I studied archtitecture and construction technology at the University of Technology, Eindhoven, in the Netherlands. When I finished my studies, I decided I didn’t want to follow the normal trajectory of an architect; I wanted to be in a position where I would be on the table with clients from day one. To do that, I realised I needed to understand clients, so I started working for the Municipality of Utrecht as a project manager.
In 2000, I joined Gideon Consultancy as project manager. The same year, following the Enschede fireworks disaster in the east of the Netherlands when a big fireworks factory blew up, the city was looking for a masterplan to rebuild the damaged part of the city. Me and my partner at Gideon, Peter Kuenzli, bid for the redevelopment of that part of the city, and we got it. I did all of the central buildings, including a museum, shopping mall, wellness centre, school and a remembrance building for the disaster.

As part of that project, I worked with Bjarne Mastenbroek at SeARCH, who then asked me to join the practice. So I flipped from being a client to becoming the director in that architecture office, which was exactly what I wanted. I worked at SeARCH for five years, until 2008, when I joined OMA.

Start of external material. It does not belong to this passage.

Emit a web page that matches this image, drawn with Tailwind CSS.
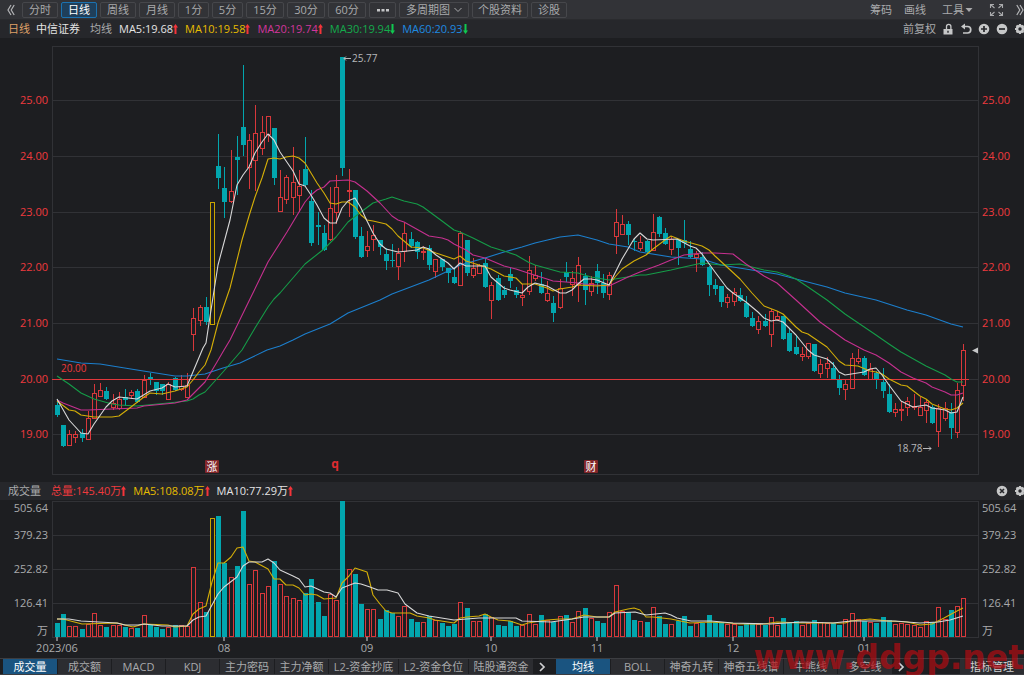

What have you learned from working with Rem Koolhaas?
I learned that it’s important to have a constant dialogue around projects, to criticise everything, even things that you take for granted, and to make sure that you always take decisions because there is a good reason for them. A lot of architects take certain decisions because of a shape, or because of a subjective matter such as beauty. Here at OMA we always analyse and discuss our reasons very thoroughly. That criticality has been very useful.

How do you spend your leisure time?
I spend as much time as I can with my children, I play soccer, I like reading, motorsports and travel.